START Exercise data

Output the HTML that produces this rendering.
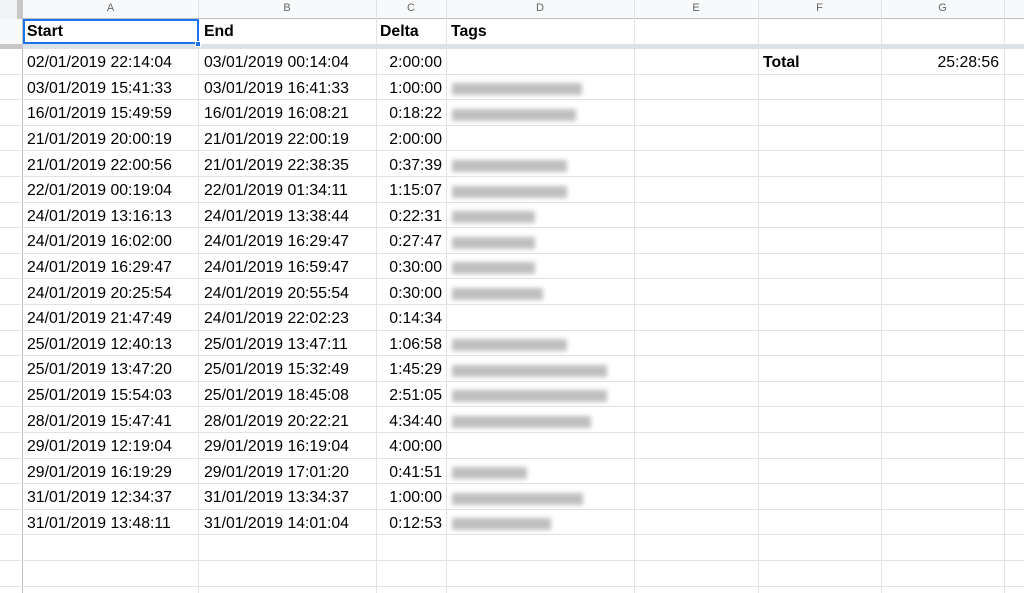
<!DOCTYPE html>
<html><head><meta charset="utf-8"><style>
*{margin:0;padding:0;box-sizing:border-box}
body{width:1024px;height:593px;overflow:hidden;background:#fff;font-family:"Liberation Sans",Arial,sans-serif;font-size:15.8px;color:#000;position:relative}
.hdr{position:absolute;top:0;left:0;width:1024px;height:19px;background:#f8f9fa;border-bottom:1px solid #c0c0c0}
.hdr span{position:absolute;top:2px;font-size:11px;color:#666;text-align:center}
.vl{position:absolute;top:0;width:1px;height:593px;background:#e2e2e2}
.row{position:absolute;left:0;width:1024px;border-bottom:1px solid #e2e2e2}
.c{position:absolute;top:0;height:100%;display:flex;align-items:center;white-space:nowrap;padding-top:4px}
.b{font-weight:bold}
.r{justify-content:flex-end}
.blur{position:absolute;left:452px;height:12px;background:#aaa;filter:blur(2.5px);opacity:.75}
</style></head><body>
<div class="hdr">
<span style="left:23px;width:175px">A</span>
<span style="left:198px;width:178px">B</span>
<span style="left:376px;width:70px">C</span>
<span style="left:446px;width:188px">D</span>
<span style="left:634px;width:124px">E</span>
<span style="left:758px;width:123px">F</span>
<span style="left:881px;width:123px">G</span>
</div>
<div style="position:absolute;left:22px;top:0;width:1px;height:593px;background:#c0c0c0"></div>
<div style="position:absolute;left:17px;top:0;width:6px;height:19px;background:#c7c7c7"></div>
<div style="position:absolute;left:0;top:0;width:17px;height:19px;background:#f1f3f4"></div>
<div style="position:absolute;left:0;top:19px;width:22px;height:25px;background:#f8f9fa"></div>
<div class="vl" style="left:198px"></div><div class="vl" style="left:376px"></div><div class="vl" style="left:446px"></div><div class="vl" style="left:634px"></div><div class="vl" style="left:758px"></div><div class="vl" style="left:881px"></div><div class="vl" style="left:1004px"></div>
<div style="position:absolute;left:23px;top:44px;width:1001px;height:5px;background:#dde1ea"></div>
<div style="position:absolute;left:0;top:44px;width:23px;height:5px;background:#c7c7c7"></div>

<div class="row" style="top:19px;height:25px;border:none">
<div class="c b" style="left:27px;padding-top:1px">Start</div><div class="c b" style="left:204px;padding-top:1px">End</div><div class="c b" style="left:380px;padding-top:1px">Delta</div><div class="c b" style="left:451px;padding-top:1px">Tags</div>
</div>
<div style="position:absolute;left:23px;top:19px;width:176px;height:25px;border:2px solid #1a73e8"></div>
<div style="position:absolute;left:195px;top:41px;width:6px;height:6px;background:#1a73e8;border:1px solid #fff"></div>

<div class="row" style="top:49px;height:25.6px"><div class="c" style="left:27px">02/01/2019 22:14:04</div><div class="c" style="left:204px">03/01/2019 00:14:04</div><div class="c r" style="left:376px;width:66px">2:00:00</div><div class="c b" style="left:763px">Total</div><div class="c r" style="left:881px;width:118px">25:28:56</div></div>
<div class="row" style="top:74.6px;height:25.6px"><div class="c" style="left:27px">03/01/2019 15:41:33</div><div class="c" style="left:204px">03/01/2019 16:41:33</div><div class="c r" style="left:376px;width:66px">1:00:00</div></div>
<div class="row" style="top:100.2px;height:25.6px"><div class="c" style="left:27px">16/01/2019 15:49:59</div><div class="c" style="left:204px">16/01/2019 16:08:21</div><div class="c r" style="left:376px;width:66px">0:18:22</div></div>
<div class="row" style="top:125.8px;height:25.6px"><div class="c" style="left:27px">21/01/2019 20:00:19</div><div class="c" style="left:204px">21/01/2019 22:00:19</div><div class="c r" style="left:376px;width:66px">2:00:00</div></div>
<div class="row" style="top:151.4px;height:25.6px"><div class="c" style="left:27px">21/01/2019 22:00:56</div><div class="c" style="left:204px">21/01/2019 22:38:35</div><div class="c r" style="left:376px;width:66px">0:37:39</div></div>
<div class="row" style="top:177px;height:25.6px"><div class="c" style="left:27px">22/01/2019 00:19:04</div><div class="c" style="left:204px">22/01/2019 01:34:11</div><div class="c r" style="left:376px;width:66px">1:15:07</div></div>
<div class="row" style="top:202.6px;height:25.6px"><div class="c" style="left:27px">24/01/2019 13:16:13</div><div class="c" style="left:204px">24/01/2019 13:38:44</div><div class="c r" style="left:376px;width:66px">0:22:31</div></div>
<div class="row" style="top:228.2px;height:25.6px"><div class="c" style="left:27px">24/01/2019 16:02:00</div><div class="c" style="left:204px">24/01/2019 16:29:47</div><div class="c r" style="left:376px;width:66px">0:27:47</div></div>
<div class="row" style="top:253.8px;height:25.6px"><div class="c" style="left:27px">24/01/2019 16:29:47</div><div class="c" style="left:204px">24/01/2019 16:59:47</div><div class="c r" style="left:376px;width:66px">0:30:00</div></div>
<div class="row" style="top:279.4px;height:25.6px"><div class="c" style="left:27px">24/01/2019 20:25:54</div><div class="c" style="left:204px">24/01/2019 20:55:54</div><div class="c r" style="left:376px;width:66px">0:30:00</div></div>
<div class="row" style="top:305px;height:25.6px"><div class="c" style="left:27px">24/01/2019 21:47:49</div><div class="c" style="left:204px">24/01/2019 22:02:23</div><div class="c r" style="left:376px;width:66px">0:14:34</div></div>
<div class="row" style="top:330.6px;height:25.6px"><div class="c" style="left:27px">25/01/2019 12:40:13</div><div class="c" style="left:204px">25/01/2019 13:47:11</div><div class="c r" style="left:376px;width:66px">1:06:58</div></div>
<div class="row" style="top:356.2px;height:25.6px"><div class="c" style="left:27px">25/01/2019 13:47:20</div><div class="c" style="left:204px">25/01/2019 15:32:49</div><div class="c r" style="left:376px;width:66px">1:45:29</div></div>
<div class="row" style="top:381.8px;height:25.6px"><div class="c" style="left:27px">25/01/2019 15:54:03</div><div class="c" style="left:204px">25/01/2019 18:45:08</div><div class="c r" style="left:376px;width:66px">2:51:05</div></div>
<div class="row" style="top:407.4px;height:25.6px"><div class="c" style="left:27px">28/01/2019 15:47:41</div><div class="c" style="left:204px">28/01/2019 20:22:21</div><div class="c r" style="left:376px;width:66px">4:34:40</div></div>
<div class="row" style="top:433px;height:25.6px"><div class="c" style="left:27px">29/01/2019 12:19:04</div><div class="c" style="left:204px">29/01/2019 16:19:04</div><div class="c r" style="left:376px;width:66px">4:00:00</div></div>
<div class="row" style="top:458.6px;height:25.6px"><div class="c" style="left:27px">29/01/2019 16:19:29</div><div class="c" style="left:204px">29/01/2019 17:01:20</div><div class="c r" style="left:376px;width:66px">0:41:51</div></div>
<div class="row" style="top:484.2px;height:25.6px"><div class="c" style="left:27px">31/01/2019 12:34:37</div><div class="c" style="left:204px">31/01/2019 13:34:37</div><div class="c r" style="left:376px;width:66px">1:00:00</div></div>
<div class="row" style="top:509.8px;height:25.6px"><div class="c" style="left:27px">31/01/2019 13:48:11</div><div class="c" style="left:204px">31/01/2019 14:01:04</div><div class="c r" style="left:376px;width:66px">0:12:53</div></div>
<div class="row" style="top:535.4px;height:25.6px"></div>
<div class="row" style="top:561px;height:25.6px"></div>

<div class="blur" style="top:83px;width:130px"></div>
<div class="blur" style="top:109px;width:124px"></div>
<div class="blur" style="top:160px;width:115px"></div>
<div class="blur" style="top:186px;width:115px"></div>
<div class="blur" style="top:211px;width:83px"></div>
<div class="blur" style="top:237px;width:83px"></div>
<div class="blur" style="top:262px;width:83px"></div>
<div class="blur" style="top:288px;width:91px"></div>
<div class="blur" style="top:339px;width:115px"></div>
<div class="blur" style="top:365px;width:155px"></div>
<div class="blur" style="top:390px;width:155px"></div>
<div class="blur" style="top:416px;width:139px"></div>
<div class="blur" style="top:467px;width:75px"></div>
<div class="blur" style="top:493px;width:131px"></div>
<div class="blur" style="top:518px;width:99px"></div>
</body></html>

END Exercise data
START Exercise data

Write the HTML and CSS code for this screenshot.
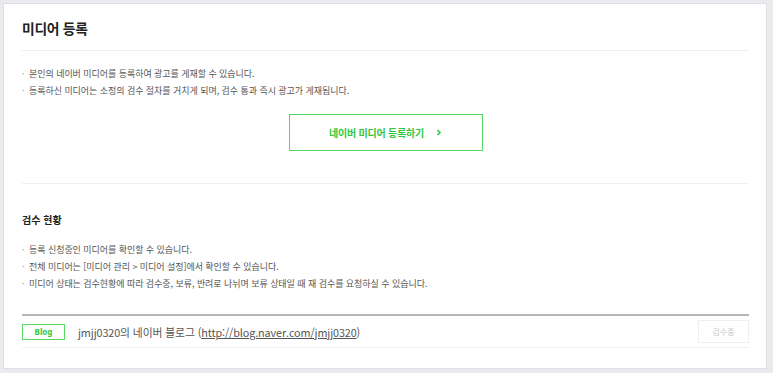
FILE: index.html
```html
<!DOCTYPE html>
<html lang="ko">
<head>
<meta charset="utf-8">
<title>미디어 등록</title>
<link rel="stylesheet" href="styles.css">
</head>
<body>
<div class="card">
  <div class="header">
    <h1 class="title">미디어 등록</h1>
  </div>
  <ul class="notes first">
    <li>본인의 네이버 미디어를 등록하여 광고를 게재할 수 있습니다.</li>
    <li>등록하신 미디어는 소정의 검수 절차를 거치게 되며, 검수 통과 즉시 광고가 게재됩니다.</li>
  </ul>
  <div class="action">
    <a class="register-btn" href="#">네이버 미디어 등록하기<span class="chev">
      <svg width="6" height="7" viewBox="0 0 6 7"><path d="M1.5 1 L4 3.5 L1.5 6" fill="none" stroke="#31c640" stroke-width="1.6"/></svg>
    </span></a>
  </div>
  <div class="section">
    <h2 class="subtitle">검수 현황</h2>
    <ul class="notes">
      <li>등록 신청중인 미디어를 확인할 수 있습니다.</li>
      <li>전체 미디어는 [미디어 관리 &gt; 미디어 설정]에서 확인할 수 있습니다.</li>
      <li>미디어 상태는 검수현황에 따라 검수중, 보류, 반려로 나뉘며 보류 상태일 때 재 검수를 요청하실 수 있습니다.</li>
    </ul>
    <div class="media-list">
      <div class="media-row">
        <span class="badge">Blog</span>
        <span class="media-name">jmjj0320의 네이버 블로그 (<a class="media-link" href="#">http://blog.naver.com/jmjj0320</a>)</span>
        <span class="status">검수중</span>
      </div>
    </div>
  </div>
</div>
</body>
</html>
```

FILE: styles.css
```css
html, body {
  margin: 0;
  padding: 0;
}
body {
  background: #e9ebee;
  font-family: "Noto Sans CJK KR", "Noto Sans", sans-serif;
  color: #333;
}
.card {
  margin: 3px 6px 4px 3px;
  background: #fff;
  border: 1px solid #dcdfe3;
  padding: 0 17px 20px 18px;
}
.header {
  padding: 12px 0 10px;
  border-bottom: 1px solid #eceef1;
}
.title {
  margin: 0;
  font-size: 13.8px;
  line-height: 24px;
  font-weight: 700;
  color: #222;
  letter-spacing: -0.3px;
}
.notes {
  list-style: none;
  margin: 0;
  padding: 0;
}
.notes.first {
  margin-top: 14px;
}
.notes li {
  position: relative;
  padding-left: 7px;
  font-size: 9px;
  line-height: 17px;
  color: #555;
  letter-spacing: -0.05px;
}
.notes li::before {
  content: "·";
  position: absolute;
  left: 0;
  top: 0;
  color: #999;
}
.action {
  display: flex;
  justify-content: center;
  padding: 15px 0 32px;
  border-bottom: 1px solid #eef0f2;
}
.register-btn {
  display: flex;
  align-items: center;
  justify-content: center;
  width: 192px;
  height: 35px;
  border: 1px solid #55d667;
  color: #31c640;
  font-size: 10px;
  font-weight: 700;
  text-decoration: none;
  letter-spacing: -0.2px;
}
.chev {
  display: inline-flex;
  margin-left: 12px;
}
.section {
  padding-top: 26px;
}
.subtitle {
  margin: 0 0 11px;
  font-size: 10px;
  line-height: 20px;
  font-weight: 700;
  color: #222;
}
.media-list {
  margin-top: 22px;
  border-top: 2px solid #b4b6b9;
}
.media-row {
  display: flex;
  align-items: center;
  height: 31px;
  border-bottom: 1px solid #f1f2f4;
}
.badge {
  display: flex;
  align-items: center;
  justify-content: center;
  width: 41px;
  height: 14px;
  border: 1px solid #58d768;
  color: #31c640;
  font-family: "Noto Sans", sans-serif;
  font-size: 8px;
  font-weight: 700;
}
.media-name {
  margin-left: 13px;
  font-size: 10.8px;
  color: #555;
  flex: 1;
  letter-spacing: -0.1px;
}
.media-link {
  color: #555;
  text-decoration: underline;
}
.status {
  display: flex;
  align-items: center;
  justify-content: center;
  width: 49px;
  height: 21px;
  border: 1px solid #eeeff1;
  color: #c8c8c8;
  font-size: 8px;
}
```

END Exercise data

*Written request*
Which lines contain the word "this"? Copy each of them.

*Complete output*
Output the HTML that produces this rendering.
Write the HTML and CSS code for this screenshot.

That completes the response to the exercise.